Master Spark SQL and DataFrame API. A significant portion of data engineering involves manipulating data. Be comfortable writing SQL queries directly in Databricks and using the DataFrame API in Python (PySpark) or Scala. Know how to perform common transformations like joins, aggregations, filtering, and window functions efficiently.

Focus on Delta Lake features. Seriously, this is huge. ACID transactions, schema enforcement/evolution, MERGE operations, OPTIMIZE, ZORDER, time travel – these are all critical. Make sure you understand how and when to use them.

Learn Delta Live Tables (DLT). As we saw in the samples, DLT is increasingly important for building robust data pipelines. Understand its declarative nature, how it manages infrastructure, and its features like data quality expectations and automatic retries.

Study Unity Catalog.
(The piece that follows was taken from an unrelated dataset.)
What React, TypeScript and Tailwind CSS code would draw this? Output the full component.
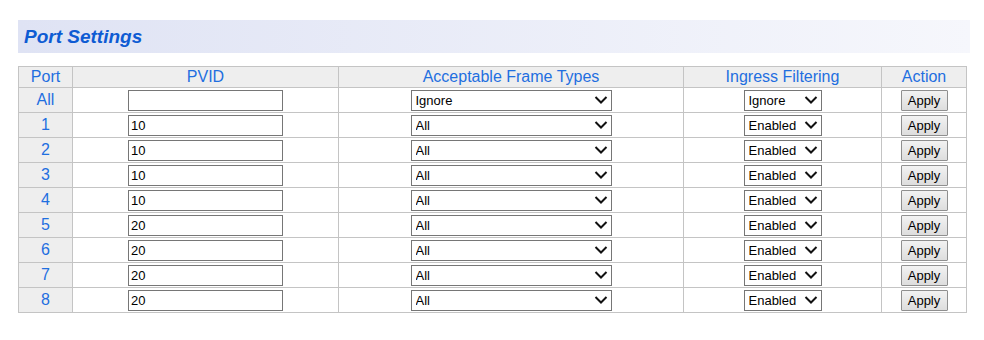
const rows = [
  { port: 'All', pvid: '', frame: 'Ignore', ingress: 'Ignore' },
  { port: '1', pvid: '10', frame: 'All', ingress: 'Enabled' },
  { port: '2', pvid: '10', frame: 'All', ingress: 'Enabled' },
  { port: '3', pvid: '10', frame: 'All', ingress: 'Enabled' },
  { port: '4', pvid: '10', frame: 'All', ingress: 'Enabled' },
  { port: '5', pvid: '20', frame: 'All', ingress: 'Enabled' },
  { port: '6', pvid: '20', frame: 'All', ingress: 'Enabled' },
  { port: '7', pvid: '20', frame: 'All', ingress: 'Enabled' },
  { port: '8', pvid: '20', frame: 'All', ingress: 'Enabled' },
];

const Chevron = () => (
  <svg
    width="14"
    height="9"
    viewBox="0 0 14 9"
    className="pointer-events-none absolute right-[4px] top-1/2 -translate-y-1/2"
  >
    <path d="M1.5 1.5 L7 7 L12.5 1.5" fill="none" stroke="#111" strokeWidth="2" />
  </svg>
);

const Select = ({ value, options, width }: { value: string; options: string[]; width: string }) => (
  <div className={`relative mx-auto ${width}`}>
    <select
      defaultValue={value}
      className="block w-full h-[21px] appearance-none bg-white border border-[#767676] pl-[4px] pr-[20px] text-[13px] leading-[19px] text-black outline-none"
    >
      {options.map((o) => (
        <option key={o}>{o}</option>
      ))}
    </select>
    <Chevron />
  </div>
);

const cell = 'border border-[#c4c4c4] p-0 align-middle';

const App = () => {
  return (
    <div className="w-[984px] h-[340px] bg-white pl-[18px] pt-[20px] font-['Liberation_Sans',Arial,sans-serif]">
      <div className="w-[952px] h-[33px] flex items-center pl-[6px] bg-gradient-to-r from-[#dfe3f4] to-[#f6f7fc]">
        <h1 className="text-[19px] leading-[22px] font-bold italic text-[#0e5bd3]">Port Settings</h1>
      </div>

      <table className="mt-[13px] w-[948px] border-collapse table-fixed border border-[#b8b8b8]">
        <colgroup>
          <col className="w-[54px]" />
          <col className="w-[266px]" />
          <col className="w-[345px]" />
          <col className="w-[198px]" />
          <col className="w-[85px]" />
        </colgroup>
        <thead>
          <tr className="h-[21px] bg-[#eeeeee] text-[16px] leading-[18px] text-[#1f6fe0]">
            <th className={`${cell} font-normal`}>Port</th>
            <th className={`${cell} font-normal`}>PVID</th>
            <th className={`${cell} font-normal`}>Acceptable Frame Types</th>
            <th className={`${cell} font-normal`}>Ingress Filtering</th>
            <th className={`${cell} font-normal`}>Action</th>
          </tr>
        </thead>
        <tbody>
          {rows.map((r) => (
            <tr key={r.port} className="h-[25px]">
              <td className={`${cell} bg-[#eeeeee] text-center text-[16px] leading-[18px] text-[#1f6fe0]`}>{r.port}</td>
              <td className={cell}>
                <input
                  defaultValue={r.pvid}
                  className="block mx-auto w-[155px] h-[21px] border border-[#767676] px-[2px] text-[13px] text-black outline-none"
                />
              </td>
              <td className={cell}>
                <Select
                  value={r.frame}
                  options={r.port === 'All' ? ['Ignore', 'All', 'Tagged Only', 'Untagged Only'] : ['All', 'Tagged Only', 'Untagged Only']}
                  width="w-[201px]"
                />
              </td>
              <td className={cell}>
                <Select
                  value={r.ingress}
                  options={r.port === 'All' ? ['Ignore', 'Enabled', 'Disabled'] : ['Enabled', 'Disabled']}
                  width="w-[78px]"
                />
              </td>
              <td className={cell}>
                <button className="block mx-auto w-[47px] h-[21px] border border-[#8f8f8f] rounded-[1px] bg-gradient-to-b from-[#f2f2f2] to-[#dddddd] text-[13px] text-black leading-none">
                  Apply
                </button>
              </td>
            </tr>
          ))}
        </tbody>
      </table>
    </div>
  );
};

export default App;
For governance and security, Unity Catalog is the way forward. Understand how it manages data assets, implements fine-grained access control (including CLS), and provides lineage. This is crucial for enterprise data environments.

Finally, manage your time during the exam. Read each question carefully. Eliminate obviously wrong answers first. If you're unsure about a question, flag it and come back to it later. Don't get bogged down on one difficult question. Trust your preparation and your understanding of the Databricks platform.

By combining hands-on practice, thorough study of the documentation, and strategic use of practice materials, you'll be in a fantastic position to earn that Databricks Associate Data Engineer certification. Good luck, everyone – you've got this!